**Required task:**
Go through the material below and copy all lines with "React".

· · ·

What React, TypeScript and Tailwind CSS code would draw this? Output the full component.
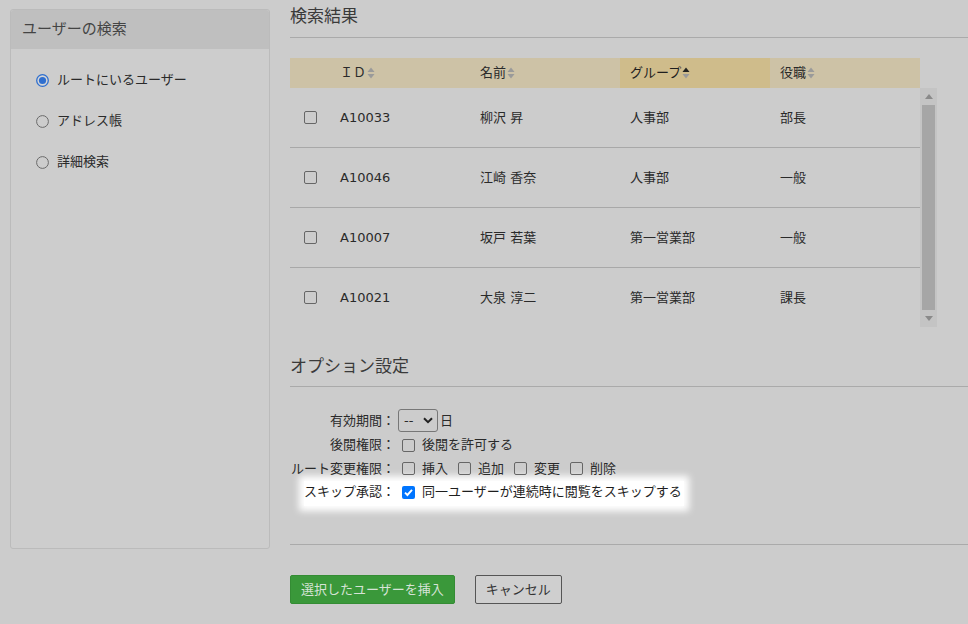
import React from 'react';

const font = "font-['DejaVu_Sans','Noto_Sans_CJK_JP',sans-serif]";

function SortIcon({ active = false }: { active?: boolean }) {
  return (
    <svg width="8" height="12" viewBox="0 0 8 12" className="ml-[1px]">
      <path d="M4 0.5 L7.5 5 L0.5 5 Z" fill={active ? '#222' : '#9a9a9a'} />
      <path d="M4 11.5 L7.5 7 L0.5 7 Z" fill="#9a9a9a" />
    </svg>
  );
}

function Box() {
  return <span className="inline-block w-[13px] h-[13px] rounded-[2px] border border-[#666] shrink-0" />;
}

function Radio({ checked = false }: { checked?: boolean }) {
  return (
    <svg width="13" height="13" viewBox="0 0 13 13" className="shrink-0">
      {checked ? (
        <>
          <circle cx="6.5" cy="6.5" r="5.8" fill="#d6d6d6" stroke="#2f6fcf" strokeWidth="1.3" />
          <circle cx="6.5" cy="6.5" r="3.6" fill="#2f6fcf" />
        </>
      ) : (
        <circle cx="6.5" cy="6.5" r="5.9" fill="none" stroke="#6a6a6a" strokeWidth="1" />
      )}
    </svg>
  );
}

const rows = [
  { id: 'A10033', name: '柳沢 昇', group: '人事部', role: '部長' },
  { id: 'A10046', name: '江崎 香奈', group: '人事部', role: '一般' },
  { id: 'A10007', name: '坂戸 若葉', group: '第一営業部', role: '一般' },
  { id: 'A10021', name: '大泉 淳二', group: '第一営業部', role: '課長' },
];

export default function App() {
  return (
    <div className={`w-[968px] h-[624px] bg-[#cccccc] overflow-hidden flex text-[13px] text-[#2a2a2a] ${font}`}>
      {/* left panel */}
      <div className="ml-[10px] mt-[9px] w-[260px] h-[540px] border border-[#bbbbbb] rounded-[3px] bg-[#cdcdcd] flex flex-col shrink-0">
        <div className="h-[39px] bg-[#bfbfbf] flex items-center pl-[11px] text-[15px] text-[#444] rounded-t-[3px]">
          ユーザーの検索
        </div>
        <div className="flex flex-col gap-[21px] pt-[21px] pl-[25px]">
          <div className="flex items-center h-[20px] gap-[8px]"><Radio checked /><span>ルートにいるユーザー</span></div>
          <div className="flex items-center h-[20px] gap-[8px]"><Radio /><span>アドレス帳</span></div>
          <div className="flex items-center h-[20px] gap-[8px]"><Radio /><span>詳細検索</span></div>
        </div>
      </div>

      {/* right column */}
      <div className="ml-[20px] flex-1 flex flex-col">
        <div className="h-[38px] border-b border-[#aaaaaa] pt-[4px] text-[17px] leading-[24px] text-[#3a3a3a]">検索結果</div>

        <div className="mt-[20px] w-[647px]">
          <div className="flex h-[30px] w-[630px] bg-[#cdc2a6] items-stretch">
            <div className="w-[40px]" />
            <div className="w-[140px] pl-[10px] flex items-center">ＩＤ<SortIcon /></div>
            <div className="w-[150px] pl-[10px] flex items-center">名前<SortIcon /></div>
            <div className="w-[150px] pl-[10px] flex items-center bg-[#cfbc8b] text-[#1f1f1f]">グループ<SortIcon active /></div>
            <div className="w-[150px] pl-[10px] flex items-center">役職<SortIcon /></div>
          </div>
          <div className="flex h-[239px]">
            <div className="w-[630px] overflow-hidden">
              {rows.map((r) => (
                <div key={r.id} className="flex h-[60px] items-center border-b border-[#a8a8a8]">
                  <div className="w-[40px] pl-[14px] flex items-center"><Box /></div>
                  <div className="w-[140px] pl-[10px]">{r.id}</div>
                  <div className="w-[150px] pl-[10px]">{r.name}</div>
                  <div className="w-[150px] pl-[10px]">{r.group}</div>
                  <div className="w-[150px] pl-[10px]">{r.role}</div>
                </div>
              ))}
            </div>
            <div className="w-[17px] bg-[#c4c4c4] flex flex-col items-center">
              <div className="h-[17px] flex items-center justify-center">
                <svg width="8" height="5" viewBox="0 0 8 5"><path d="M4 0 L8 5 L0 5 Z" fill="#8a8a8a" /></svg>
              </div>
              <div className="w-[13px] flex-1 bg-[#a6a6a6]" />
              <div className="h-[17px] flex items-center justify-center">
                <svg width="8" height="5" viewBox="0 0 8 5"><path d="M0 0 L8 0 L4 5 Z" fill="#8a8a8a" /></svg>
              </div>
            </div>
          </div>
        </div>

        <div className="mt-[27px] pb-[8px] border-b border-[#aaaaaa] text-[17px] leading-[24px] text-[#3a3a3a]">オプション設定</div>

        <div className="mt-[21px] flex flex-col">
          <div className="relative z-10 flex items-center h-[25px]">
            <div className="w-[105px] text-right">有効期間：</div>
            <div className="ml-[3px] w-[40px] h-[23px] border border-[#777] rounded-[3px] flex items-center justify-between pl-[5px] pr-[4px]">
              <span>--</span>
              <svg width="10" height="7" viewBox="0 0 10 7"><path d="M1 1.2 L5 5.2 L9 1.2" fill="none" stroke="#222" strokeWidth="2" /></svg>
            </div>
            <span className="ml-[2px]">日</span>
          </div>
          <div className="relative z-10 flex items-center h-[24px]">
            <div className="w-[105px] text-right">後閲権限：</div>
            <span className="ml-[7px] mr-[7px] flex"><Box /></span>
            <span>後閲を許可する</span>
          </div>
          <div className="relative z-10 flex items-center h-[23px]">
            <div className="w-[105px] text-right">ルート変更権限：</div>
            <span className="ml-[7px] mr-[7px] flex"><Box /></span>
            <span>挿入</span>
            <span className="ml-[10px] mr-[7px] flex"><Box /></span>
            <span>追加</span>
            <span className="ml-[10px] mr-[7px] flex"><Box /></span>
            <span>変更</span>
            <span className="ml-[10px] mr-[7px] flex"><Box /></span>
            <span>削除</span>
          </div>
          <div className="relative flex items-center h-[24px] text-[#1e1e1e]">
            <div className="absolute left-[14px] top-[1px] w-[380px] h-[25px] bg-white shadow-[0_0_7px_5px_#ffffff]" />
            <div className="relative w-[105px] text-right">スキップ承認：</div>
            <span className="relative ml-[7px] mr-[7px] w-[13px] h-[13px] rounded-[2px] bg-[#0075ff] flex items-center justify-center">
              <svg width="11" height="11" viewBox="0 0 11 11"><path d="M2 5.6 L4.4 8 L9 2.8" fill="none" stroke="#fff" strokeWidth="1.9" /></svg>
            </span>
            <span className="relative">同一ユーザーが連続時に閲覧をスキップする</span>
          </div>
        </div>

        <div className="mt-[40px] border-b border-[#aaaaaa]" />

        <div className="mt-[30px] flex items-center gap-[20px]">
          <button className="h-[29px] px-[10px] bg-[#3a983a] border border-[#348c34] rounded-[2px] text-[#d6e3d6] text-[13px]">選択したユーザーを挿入</button>
          <button className="h-[29px] px-[10px] bg-[#cfcfcf] border border-[#555] rounded-[2px] text-[#333] text-[13px]">キャンセル</button>
        </div>
      </div>
    </div>
  );
}
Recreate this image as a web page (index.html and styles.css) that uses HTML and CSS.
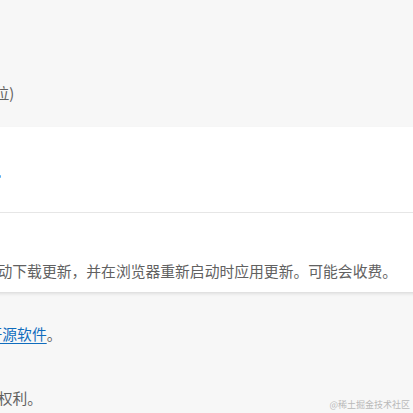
FILE: index.html
```html
<!DOCTYPE html>
<html lang="zh-CN">
<head>
<meta charset="utf-8">
<title>关于</title>
<link rel="stylesheet" href="styles.css">
</head>
<body>
<main class="page">
  <p class="version">位)</p>
  <section class="card">
    <div class="row row-status">
      <span class="status-mark"></span>
    </div>
    <div class="row row-metered">
      <p class="desc">动下载更新，并在浏览器重新启动时应用更新。可能会收费。</p>
    </div>
  </section>
  <p class="oss"><a href="#" class="link">开源软件</a>。</p>
  <p class="copy">权利。</p>
</main>
<div class="watermark">@稀土掘金技术社区</div>
</body>
</html>
```

FILE: styles.css
```css
html, body {
  margin: 0;
  padding: 0;
  height: 100%;
  overflow: hidden;
}
body {
  background: #f7f7f7;
  font-family: "Noto Sans CJK SC", "Noto Sans", sans-serif;
  font-size: 14.8px;
  line-height: 20px;
  color: #616161;
  position: relative;
}
.page {
  display: flex;
  flex-direction: column;
  padding-top: 83px;
}
p {
  margin: 0;
  white-space: nowrap;
}
.version {
  margin-left: -5.5px;
}
.card {
  margin: 24px -30px 0 -30px;
  background: #ffffff;
  box-shadow: 0 1.6px 3.6px rgba(0, 0, 0, 0.13), 0 0.3px 0.9px rgba(0, 0, 0, 0.11);
  display: flex;
  flex-direction: column;
}
.row {
  padding-left: 30px;
}
.row-status {
  height: 85px;
  border-bottom: 1px solid #e6e6e6;
}
.status-mark {
  display: block;
  width: 2px;
  height: 3px;
  margin-top: 48px;
  margin-left: -1px;
  background: #5ab0f2;
  border-radius: 1px;
}
.row-metered {
  padding-top: 48px;
  padding-bottom: 11px;
}
.desc {
  margin-left: -2.5px;
}
.oss {
  margin-top: 32px;
  margin-left: -12.5px;
}
.link {
  color: #0f6cbd;
  text-decoration: underline;
  text-underline-offset: 3px;
}
.copy {
  margin-top: 44px;
  margin-left: -2.3px;
}
.watermark {
  position: absolute;
  right: 3px;
  bottom: 2px;
  font-size: 9px;
  line-height: 12px;
  color: #b9b9b9;
}
```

· · ·

**Exercise output:**
What React, TypeScript and Tailwind CSS code would draw this? Output the full component.
import React from 'react';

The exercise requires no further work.